We are always there to meet the call

We survey the oceans

And we track storms in the air

Forward with NOAA

We're the NOAA Corps, we're always there


Better yet, listen to the song for yourself:

Forward With NOAA

There you have it. Now for the key question: Besides the obvious military service tunes, do any other agencies have theme songs?


Quote of the Day

"Everybody wants to come to the fight, so to speak, and no one wants to step back and say 'No, I can't do this.' The final coup de grace was the World Trade Center. Hundreds came that were never asked. Good intentions, good hearts, and it was extremely difficult for the fire department and the other departments to deal with them."
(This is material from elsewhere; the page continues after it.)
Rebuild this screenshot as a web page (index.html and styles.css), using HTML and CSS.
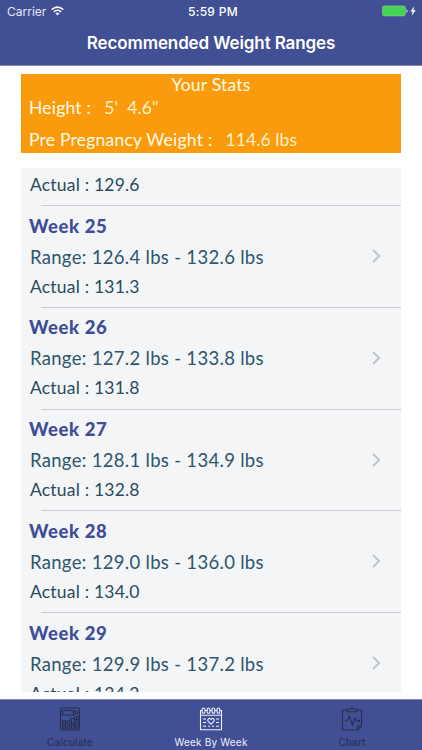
FILE: index.html
```
<!DOCTYPE html>
<html lang="en">
<head>
  <meta charset="UTF-8">
  <title>Recommended Weight Ranges</title>
  <link rel="stylesheet" href="styles.css">
</head>
<body>
  <header>
    <div class="status-bar">
      <div class="carrier">
        <span>Carrier</span>
        <svg width="13" height="10" viewBox="0 0 13 10" fill="none" stroke="#fff" stroke-width="1.5">
          <path d="M.7 3.6Q6.5-1.4 12.3 3.6M2.8 5.8Q6.5 2.8 10.2 5.8"/>
          <path d="M6.5 9.5L4.4 7.3Q6.5 5.8 8.6 7.3Z" fill="#fff" stroke="none"/>
        </svg>
      </div>
      <span class="time">5:59 PM</span>
      <svg class="battery" width="35" height="12" viewBox="0 0 35 12">
        <rect x=".4" y=".9" width="23" height="10" rx="1.8" fill="#43d551" stroke="#8bbfa0" stroke-width=".7"/>
        <path d="M24.3 4.2q1.4.4 1.4 1.8t-1.4 1.8z" fill="#b6d9cd"/>
        <path d="M32.3 1.2l-4 5.3h2.3l-1 4.3 4.2-5.6h-2.4z" fill="#fff"/>
      </svg>
    </div>
    <h1>Recommended Weight Ranges</h1>
  </header>

  <main>
    <section class="stats">
      <h2>Your Stats</h2>
      <p class="height"><span class="label">Height :</span><span class="value">5'&nbsp; 4.6"</span></p>
      <p class="weight"><span class="label">Pre Pregnancy Weight :</span><span class="value">114.6 lbs</span></p>
    </section>

    <section class="weeks">
      <div class="week partial">
        <p class="actual">Actual : 129.6</p>
      </div>
      <div class="week">
        <h3>Week 25</h3>
        <p class="range">Range: 126.4 lbs - 132.6 lbs</p>
        <p class="actual">Actual : 131.3</p>
        <svg class="chevron" width="9" height="14" viewBox="0 0 9 14"><path d="M1 1l6.2 6L1 13"/></svg>
      </div>
      <div class="week">
        <h3>Week 26</h3>
        <p class="range">Range: 127.2 lbs - 133.8 lbs</p>
        <p class="actual">Actual : 131.8</p>
        <svg class="chevron" width="9" height="14" viewBox="0 0 9 14"><path d="M1 1l6.2 6L1 13"/></svg>
      </div>
      <div class="week">
        <h3>Week 27</h3>
        <p class="range">Range: 128.1 lbs - 134.9 lbs</p>
        <p class="actual">Actual : 132.8</p>
        <svg class="chevron" width="9" height="14" viewBox="0 0 9 14"><path d="M1 1l6.2 6L1 13"/></svg>
      </div>
      <div class="week">
        <h3>Week 28</h3>
        <p class="range">Range: 129.0 lbs - 136.0 lbs</p>
        <p class="actual">Actual : 134.0</p>
        <svg class="chevron" width="9" height="14" viewBox="0 0 9 14"><path d="M1 1l6.2 6L1 13"/></svg>
      </div>
      <div class="week">
        <h3>Week 29</h3>
        <p class="range">Range: 129.9 lbs - 137.2 lbs</p>
        <p class="actual">Actual : 134.2</p>
        <svg class="chevron" width="9" height="14" viewBox="0 0 9 14"><path d="M1 1l6.2 6L1 13"/></svg>
      </div>
    </section>
  </main>

  <nav>
    <a class="tab">
      <svg width="24" height="24" viewBox="0 0 24 24">
        <rect x="2.5" y="1" width="19" height="22" rx="1"/>
        <path d="M4.5 3.5h11v4.5h-11z"/>
        <circle cx="18.3" cy="5.5" r="1.5"/>
        <path d="M4.5 13.8h3v3h-3zM9 13.8h3v3H9zM4.5 18.3h3v3h-3zM9 18.3h3v3H9zM13.5 11.5h3v5.3h-3zM13.5 18.3h3v3h-3zM18 9.5h2.2v3H18zM18 14h2.2v7.3H18zM11.5 11.2h2M16 9.8h1"/>
      </svg>
      <span>Calculate</span>
    </a>
    <a class="tab active">
      <svg width="24" height="24" viewBox="0 0 24 24">
        <path d="M3 3.5H1.5v19.2h21V3.5H21M6 3.5h2M11 3.5h2M16 3.5h2M1.5 8.3h21"/>
        <rect x="3.2" y="1" width="2.7" height="5.3" rx="1.3"/>
        <rect x="8.2" y="1" width="2.7" height="5.3" rx="1.3"/>
        <rect x="13.1" y="1" width="2.7" height="5.3" rx="1.3"/>
        <rect x="18.1" y="1" width="2.7" height="5.3" rx="1.3"/>
        <path d="M12 17.2l-2.8-2.9c-1.5-2 1.5-4.2 2.8-1.9 1.3-2.3 4.3-.1 2.8 1.9z"/>
        <path d="M4 12h3M17 12h3M4 15.5h3M17 15.5h3M4 19.3h3M9 19.3h2M13 19.3h2M17 19.3h3"/>
      </svg>
      <span>Week By Week</span>
    </a>
    <a class="tab">
      <svg width="24" height="24" viewBox="0 0 24 24">
        <path d="M7 3H2.5v20h15l4-4V3H17M17.5 23v-4h4"/>
        <path d="M7 4.7V2.5h3q2-2.8 4 0h3v2.2z"/>
        <path d="M4.8 14h2.4l2.2-5 3 9 2.6-7 1.6 3h1.4"/>
        <circle cx="19" cy="14" r=".8"/>
      </svg>
      <span>Chart</span>
    </a>
  </nav>
</body>
</html>
```
FILE: styles.css
```
* {
  box-sizing: border-box;
}

body {
  margin: 0;
  height: 750px;
  display: flex;
  flex-direction: column;
  overflow: hidden;
  background: #fff;
  font-family: Lato, sans-serif;
}

h1, h2, h3, p {
  margin: 0;
  white-space: pre;
}

header {
  height: 66px;
  background: #414f95;
  border-bottom: 1px solid #858db9;
  color: #fff;
  font-family: Inter, sans-serif;
}

.status-bar {
  height: 21px;
  padding: 1px 5px 0 7px;
  display: grid;
  grid-template-columns: 1fr auto 1fr;
  align-items: center;
  font-size: 12px;
}

.carrier {
  display: flex;
  align-items: center;
  gap: 5px;
  color: #e6e9f6;
}

.time {
  padding-left: 2px;
  font-weight: 500;
  letter-spacing: 0.3px;
}

.battery {
  justify-self: end;
}

h1 {
  line-height: 45px;
  text-align: center;
  font-size: 17px;
  font-weight: 600;
  letter-spacing: -0.12px;
}

main {
  flex: 1;
  padding: 8px 21px 0 21px;
}

.stats {
  height: 79px;
  padding-left: 8px;
  background: #f99b0c;
  color: #fffbe9;
  font-size: 17.5px;
  letter-spacing: 0.22px;
}

.stats h2 {
  margin-left: -8px;
  line-height: 22px;
  text-align: center;
  font-size: 17.5px;
  font-weight: 400;
}

.stats p {
  display: flex;
  gap: 13px;
}

.height {
  line-height: 24px;
}

.weight {
  margin-top: 8px;
  line-height: 24px;
}

.stats .value {
  color: #fff0c6;
  letter-spacing: 0.1px;
}

.weeks {
  height: 524px;
  margin-top: 15px;
  overflow: hidden;
  background: #f3f5f7;
}

.week {
  position: relative;
  height: 101.8px;
  padding: 4.6px 0 0 9px;
  color: #2f566b;
  background: linear-gradient(#c9cbce, #c9cbce) 20px 100% / 100% 1px no-repeat;
}

.week.partial {
  height: 38px;
  padding-top: 3px;
}

.week h3 {
  margin-left: -1px;
  line-height: 31px;
  font-size: 18.5px;
  font-weight: 900;
  letter-spacing: 0.6px;
  color: #414c97;
}

.range {
  line-height: 31px;
  font-size: 18.5px;
  letter-spacing: 0.3px;
}

.actual {
  line-height: 28px;
  font-size: 17.5px;
  letter-spacing: 0.2px;
  color: #2b4b5b;
}

.chevron {
  position: absolute;
  right: 20px;
  top: 43px;
  fill: none;
  stroke: #bec1c6;
  stroke-width: 1.8;
}

nav {
  height: 51px;
  display: flex;
  justify-content: space-between;
  background: #414f95;
  border-top: 1px solid #8289b1;
  font-family: Inter, sans-serif;
}

.tab {
  width: 140px;
  padding-top: 7px;
  display: flex;
  flex-direction: column;
  align-items: center;
  gap: 5px;
  color: #272d4e;
  font-size: 10px;
  line-height: 13px;
  letter-spacing: 0.2px;
}

.tab svg {
  fill: none;
  stroke: currentColor;
  stroke-width: 1.1;
}

.tab.active {
  color: #edf0ff;
}
```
--Deputy Assistant U.S. Fire Administrator Charlie Dickinson on a federal plan to create an ID program for rescue workers to prevent civilians from flocking to disaster scenes.


2,000 Posts Later

I just had to take a minute and acknowledge a milestone: This is the 2,000th post in the history of Fedblog, which dates back to Oct. 2004. (It seems like just yesterday!) Obviously, the blog wouldn't have stayed around if people didn't get something out of it, so thanks for your continued support. And thanks also for joining in the discussions (once we finally implemented some software that facilitated discussions), which really keep this place vibrant.

3,000, here we come!


No End to FAA Strife

The Associated Press has picked up on the story of labor strife at the Federal Aviation Administration. The National Air Traffic Controllers Association argues that the controller workforce is being put under severe stress as retirements increase, and the agency counters that air travel has never been safer.

If you want even more detail on this important issue, see Alyssa Rosenberg's feature in the Aug. 1 issue of Government Executive, "Empty Towers."